* _Request_: For each line below that contains the string "styles", copy that line.

* _Provided data_:
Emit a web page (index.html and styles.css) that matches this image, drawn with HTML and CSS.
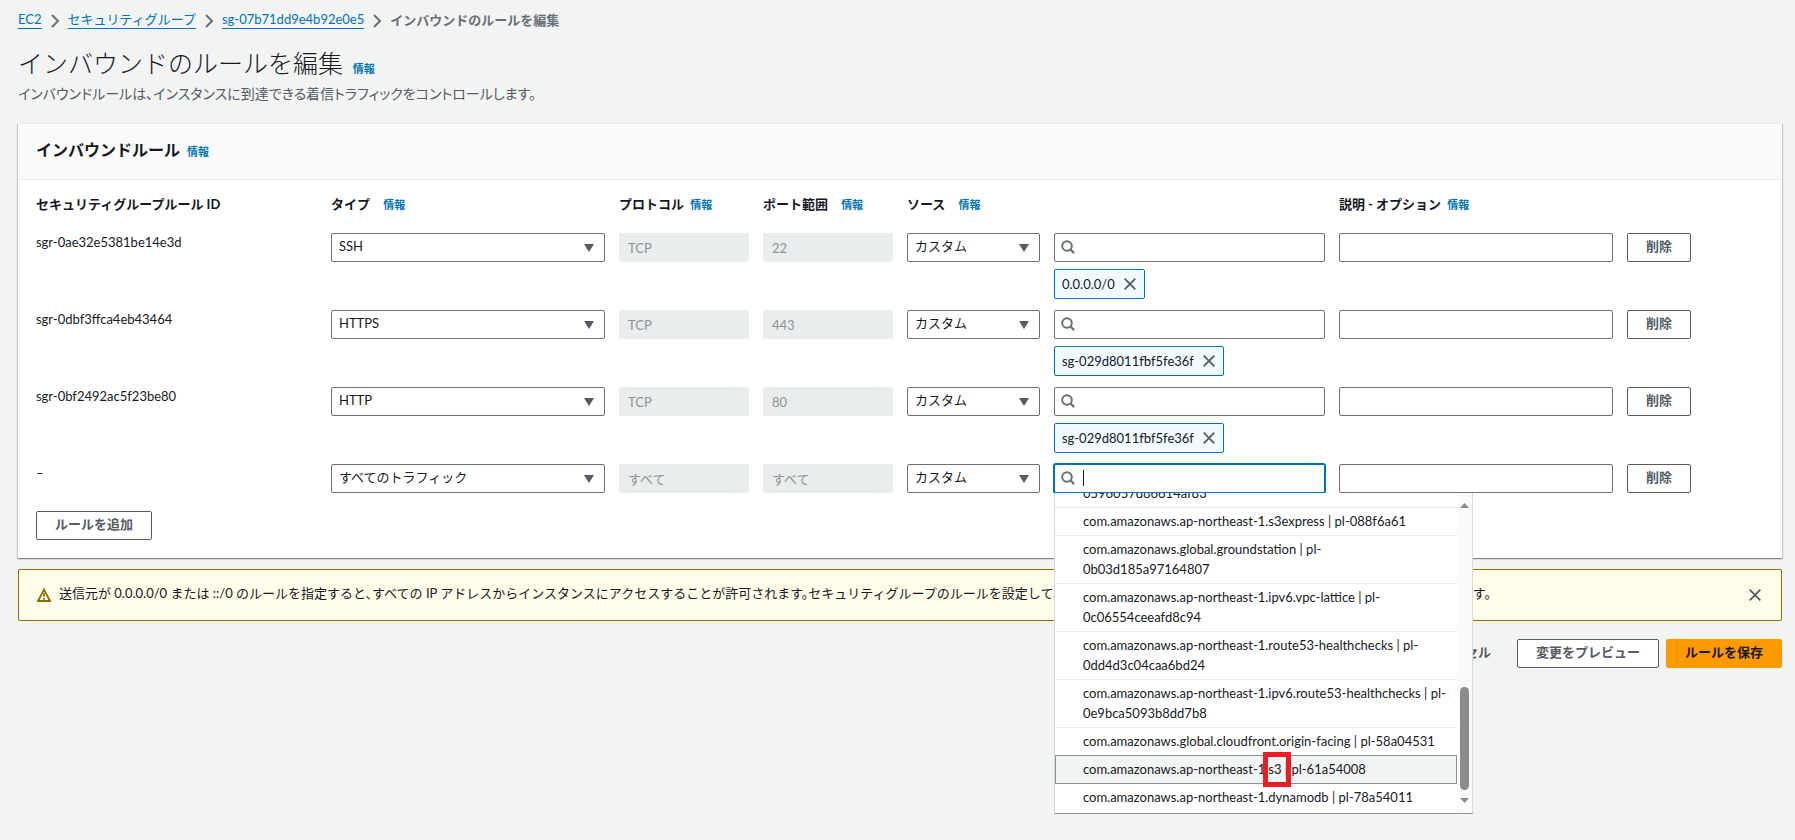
FILE: index.html
```html
<!DOCTYPE html>
<html lang="ja">
<head>
<meta charset="utf-8">
<meta name="viewport" content="width=device-width, initial-scale=1">
<title>インバウンドのルールを編集</title>
<link rel="stylesheet" href="styles.css">
</head>
<body>
<svg class="defs" aria-hidden="true">
  <symbol id="chevron" viewBox="0 0 8 14"><path d="M1 1l6 6-6 6" fill="none" stroke="currentColor" stroke-width="2"/></symbol>
  <symbol id="caret" viewBox="0 0 10 8"><path d="M0 0h10L5 8z" fill="currentColor"/></symbol>
  <symbol id="search" viewBox="0 0 14 14"><circle cx="6" cy="6" r="4.8" fill="none" stroke="currentColor" stroke-width="2"/><path d="M9.3 9.300l3.800 3.800" fill="none" stroke="currentColor" stroke-width="2.200"/></symbol>
  <symbol id="close" viewBox="0 0 12 12"><path d="M.7.7l10.6 10.6M11.3.7L.7 11.3" fill="none" stroke="currentColor" stroke-width="1.8"/></symbol>
  <symbol id="warning" viewBox="0 0 14 14"><path d="M7 1.6L13 13H1z" fill="none" stroke="currentColor" stroke-width="1.8"/><path d="M7 5.2v3.6M7 10v1.8" fill="none" stroke="currentColor" stroke-width="1.8"/></symbol>
</svg>

<nav class="breadcrumbs" aria-label="パンくずリスト">
  <a href="#">EC2</a>
  <svg class="chevron"><use href="#chevron"/></svg>
  <a href="#">セキュリティグループ</a>
  <svg class="chevron"><use href="#chevron"/></svg>
  <a href="#">sg-07b71dd9e4b92e0e5</a>
  <svg class="chevron"><use href="#chevron"/></svg>
  <span class="current">インバウンドのルールを編集</span>
</nav>

<main>
  <header class="page-header">
    <h1>インバウンドのルールを編集 <a class="info" href="#">情報</a></h1>
    <p>インバウンドルールは、インスタンスに到達できる着信トラフィックをコントロールします。</p>
  </header>

  <section class="card">
    <h2>インバウンドルール <a class="info" href="#">情報</a></h2>
    <div class="card-body">
      <table class="rules">
        <colgroup>
          <col class="c-id"><col class="c-type"><col class="c-short"><col class="c-short"><col class="c-source"><col class="c-search"><col class="c-type"><col class="c-action"><col>
        </colgroup>
        <thead>
          <tr>
            <th>セキュリティグループルール ID</th>
            <th>タイプ <a class="info wide" href="#">情報</a></th>
            <th>プロトコル <a class="info" href="#">情報</a></th>
            <th>ポート範囲 <a class="info wide" href="#">情報</a></th>
            <th colspan="2">ソース <a class="info wide" href="#">情報</a></th>
            <th>説明 - オプション <a class="info" href="#">情報</a></th>
            <td colspan="2"></td>
          </tr>
        </thead>
        <tbody>
          <tr>
            <td>sgr-0ae32e5381be14e3d</td>
            <td><div class="field"><select aria-label="タイプ"><option>SSH</option></select><svg class="caret"><use href="#caret"/></svg></div></td>
            <td><input class="input" aria-label="プロトコル" value="TCP" disabled></td>
            <td><input class="input" aria-label="ポート範囲" value="22" disabled></td>
            <td><div class="field"><select aria-label="ソース"><option>カスタム</option></select><svg class="caret"><use href="#caret"/></svg></div></td>
            <td>
              <div class="field"><input class="input search" type="text" aria-label="ソースを検索"><svg class="glass"><use href="#search"/></svg></div>
              <span class="token">0.0.0.0/0<button type="button" aria-label="0.0.0.0/0 を削除"><svg><use href="#close"/></svg></button></span>
            </td>
            <td><input class="input" type="text" aria-label="説明"></td>
            <td><button class="button" type="button">削除</button></td>
            <td></td>
          </tr>
          <tr>
            <td>sgr-0dbf3ffca4eb43464</td>
            <td><div class="field"><select aria-label="タイプ"><option>HTTPS</option></select><svg class="caret"><use href="#caret"/></svg></div></td>
            <td><input class="input" aria-label="プロトコル" value="TCP" disabled></td>
            <td><input class="input" aria-label="ポート範囲" value="443" disabled></td>
            <td><div class="field"><select aria-label="ソース"><option>カスタム</option></select><svg class="caret"><use href="#caret"/></svg></div></td>
            <td>
              <div class="field"><input class="input search" type="text" aria-label="ソースを検索"><svg class="glass"><use href="#search"/></svg></div>
              <span class="token">sg-029d8011fbf5fe36f<button type="button" aria-label="sg-029d8011fbf5fe36f を削除"><svg><use href="#close"/></svg></button></span>
            </td>
            <td><input class="input" type="text" aria-label="説明"></td>
            <td><button class="button" type="button">削除</button></td>
            <td></td>
          </tr>
          <tr>
            <td>sgr-0bf2492ac5f23be80</td>
            <td><div class="field"><select aria-label="タイプ"><option>HTTP</option></select><svg class="caret"><use href="#caret"/></svg></div></td>
            <td><input class="input" aria-label="プロトコル" value="TCP" disabled></td>
            <td><input class="input" aria-label="ポート範囲" value="80" disabled></td>
            <td><div class="field"><select aria-label="ソース"><option>カスタム</option></select><svg class="caret"><use href="#caret"/></svg></div></td>
            <td>
              <div class="field"><input class="input search" type="text" aria-label="ソースを検索"><svg class="glass"><use href="#search"/></svg></div>
              <span class="token">sg-029d8011fbf5fe36f<button type="button" aria-label="sg-029d8011fbf5fe36f を削除"><svg><use href="#close"/></svg></button></span>
            </td>
            <td><input class="input" type="text" aria-label="説明"></td>
            <td><button class="button" type="button">削除</button></td>
            <td></td>
          </tr>
          <tr>
            <td>–</td>
            <td><div class="field"><select aria-label="タイプ"><option>すべてのトラフィック</option></select><svg class="caret"><use href="#caret"/></svg></div></td>
            <td><input class="input" aria-label="プロトコル" value="すべて" disabled></td>
            <td><input class="input" aria-label="ポート範囲" value="すべて" disabled></td>
            <td><div class="field"><select aria-label="ソース"><option>カスタム</option></select><svg class="caret"><use href="#caret"/></svg></div></td>
            <td>
              <div class="field active">
                <input class="input search" type="text" aria-label="ソースを検索"><svg class="glass"><use href="#search"/></svg>
                <span class="text-cursor"></span>
                <div class="dropdown">
                  <ul role="listbox" aria-label="プレフィックスリスト">
                    <li role="option">0596057d86614af83</li>
                    <li role="option">com.amazonaws.ap-northeast-1.s3express | pl-088f6a61</li>
                    <li role="option">com.amazonaws.global.groundstation | pl-<br>0b03d185a97164807</li>
                    <li role="option">com.amazonaws.ap-northeast-1.ipv6.vpc-lattice | pl-<br>0c06554ceeafd8c94</li>
                    <li role="option">com.amazonaws.ap-northeast-1.route53-healthchecks | pl-<br>0dd4d3c04caa6bd24</li>
                    <li role="option">com.amazonaws.ap-northeast-1.ipv6.route53-healthchecks | pl-<br>0e9bca5093b8dd7b8</li>
                    <li role="option">com.amazonaws.global.cloudfront.origin-facing | pl-58a04531</li>
                    <li role="option" class="selected" aria-selected="true">com.amazonaws.ap-northeast-1.<span class="marked">s3</span> | pl-61a54008</li>
                    <li role="option">com.amazonaws.ap-northeast-1.dynamodb | pl-78a54011</li>
                  </ul>
                  <div class="scrollbar">
                    <svg viewBox="0 0 9 5"><path d="M0 5L4.500 0 9 5z"/></svg>
                    <span class="thumb"></span>
                    <svg viewBox="0 0 9 5"><path d="M0 0l4.500 5L9 0z"/></svg>
                  </div>
                </div>
              </div>
            </td>
            <td><input class="input" type="text" aria-label="説明"></td>
            <td><button class="button" type="button">削除</button></td>
            <td></td>
          </tr>
        </tbody>
      </table>
      <button class="button add" type="button">ルールを追加</button>
    </div>
  </section>

  <div class="alert" role="alert">
    <svg class="warning"><use href="#warning"/></svg>
    <p>送信元が 0.0.0.0/0 または ::/0 のルールを指定すると、すべての IP アドレスからインスタンスにアクセスすることが許可されます。セキュリティグループのルールを設定して、既知の IP アドレスからのアクセスのみを、許可することをお勧め致します。</p>
    <button class="dismiss" type="button" aria-label="閉じる"><svg><use href="#close"/></svg></button>
  </div>

  <div class="actions">
    <button class="button plain" type="button">キャンセル</button>
    <button class="button" type="button">変更をプレビュー</button>
    <button class="button primary" type="button">ルールを保存</button>
  </div>
</main>
</body>
</html>
```
FILE: styles.css
```css
* { box-sizing: border-box; }

body {
  margin: 0;
  min-height: 100vh;
  padding: 10px 13px 24px 18px;
  background: #f2f3f3;
  color: #16191f;
  font: 13px/18px Lato, "Noto Sans CJK JP", sans-serif;
}

input, select, button { font: inherit; color: inherit; }
h1, h2, p, ul { margin: 0; padding: 0; }
a { color: #0073bb; text-decoration: none; }
svg { display: block; flex: none; }
.defs { position: absolute; width: 0; height: 0; }

/* Breadcrumbs */
.breadcrumbs { display: flex; align-items: center; gap: 9px; height: 20px; color: #687078; }
.breadcrumbs a { line-height: 17px; border-bottom: 1px solid #0073bb; }
.chevron { width: 8px; height: 14px; margin-top: 2px; }
.current { font-weight: 700; }

/* Page header */
.page-header { padding: 15px 0 20px; }
h1 { font-size: 25px; line-height: 36px; font-weight: 300; }
.page-header p {
  padding-top: 3px;
  font-size: 14px;
  line-height: 19px;
  font-feature-settings: "palt";
  color: #545b64;
}
.info { margin-left: 3px; font-size: 11px; line-height: 1; font-weight: 700; }
.info.wide { margin-left: 10px; }

/* Card */
.card {
  background: #fff;
  border-top: 1px solid #eaeded;
  box-shadow: 0 1px 1px 0 rgba(0, 28, 36, .3), 1px 1px 1px 0 rgba(0, 28, 36, .15), -1px 1px 1px 0 rgba(0, 28, 36, .15);
}
h2 {
  padding: 13px 18px 17px;
  font-size: 16px;
  line-height: 25px;
  background: #fafafa;
  border-bottom: 1px solid #eaeded;
}
.card-body { padding: 0 18px 18px; }

/* Rules table */
.rules { width: 100%; table-layout: fixed; border-collapse: collapse; }
.c-id { width: 17.07%; }
.c-type { width: 16.67%; }
.c-short { width: 8.33%; }
.c-source { width: 8.51%; }
.c-search { width: 16.49%; }
.c-action { width: 4.51%; }
.rules th { height: 53px; padding: 0 0 5px; text-align: left; white-space: nowrap; }
.rules td { padding: 0 14px 11px 0; vertical-align: top; }

.field { position: relative; }
select, .input {
  display: block;
  width: 100%;
  height: 29px;
  padding: 0 8px;
  border: 1px solid #687078;
  border-radius: 2px;
  background: #fff;
  appearance: none;
}
select { padding: 0 7px 3px; }
.input:disabled { background: #eaeded; border-color: #eaeded; color: #879596; }
.input.search { padding-left: 29px; }
.caret { position: absolute; top: 11px; right: 11px; width: 10px; height: 8px; color: #545b64; pointer-events: none; }
.glass { position: absolute; top: 7px; left: 7px; width: 14px; height: 14px; color: #687078; }

.active .input { border-color: #0073bb; box-shadow: 0 0 0 1px #0073bb; }
.text-cursor { position: absolute; top: 6px; left: 29px; width: 1px; height: 16px; background: #16191f; }

.token {
  display: inline-flex;
  align-items: center;
  gap: 9px;
  height: 30px;
  margin-top: 7px;
  padding: 0 8px 1px 7px;
  border: 1px solid #0073bb;
  border-radius: 2px;
  background: #f1faff;
  vertical-align: top;
}
.token button, .dismiss { padding: 0; border: 0; background: none; color: #545b64; }
.token svg, .dismiss svg { width: 12px; height: 12px; }

/* Source suggestions */
.dropdown {
  position: absolute;
  z-index: 1;
  top: 29px;
  left: 0;
  display: flex;
  width: 419px;
  height: 321px;
  overflow: hidden;
  background: #fff;
  border: solid #d5dbdb;
  border-width: 0 1px 1px;
  border-bottom-color: #879596;
}
.dropdown ul { flex: 1; display: flex; flex-direction: column; justify-content: flex-end; list-style: none; padding-bottom: 1px; }
.dropdown li { padding: 3px 0 4px 28px; line-height: 20px; border-bottom: 1px solid #eaeded; white-space: nowrap; }
.dropdown li:last-child { border-bottom-color: transparent; }
.dropdown .selected { margin-top: -1px; padding-left: 27px; background: #f2f3f3; border: 1px solid #879596; }
.marked { position: relative; }
.marked::after { content: ""; position: absolute; inset: -9px -9px -10px -5px; border: 5px solid #ed1c24; }

.scrollbar {
  display: flex;
  flex-direction: column;
  align-items: center;
  width: 15px;
  padding: 10px 0;
  background: #fafafa;
}
.scrollbar svg { width: 9px; height: 5px; fill: #8b8b8b; }
.thumb { width: 9px; height: 103px; margin: auto 0 8px; border-radius: 5px; background: #8b8b8b; }

/* Buttons */
.button {
  height: 29px;
  padding: 0 18px 3px;
  border: 1px solid #545b64;
  border-radius: 2px;
  background: #fff;
  color: #545b64;
  font-weight: 700;
  white-space: nowrap;
}
.add { display: block; margin-top: 7px; }
.plain { background: none; border-color: transparent; }
.primary { background: #f90; border-color: #f90; color: #16191f; }

/* Alert */
.alert {
  display: flex;
  align-items: center;
  gap: 8px;
  min-height: 52px;
  margin-top: 11px;
  padding: 0 20px 0 18px;
  border: 1px solid #906806;
  border-radius: 2px;
  background: #fffce9;
}
.alert p { flex: 1; padding-bottom: 4px; font-feature-settings: "halt"; }
.warning { width: 14px; height: 14px; color: #906806; }

.actions { display: flex; justify-content: flex-end; gap: 7px; margin-top: 18px; }
```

* _Written response_:
Emit a web page (index.html and styles.css) that matches this image, drawn with HTML and CSS.
<link rel="stylesheet" href="styles.css">
FILE: styles.css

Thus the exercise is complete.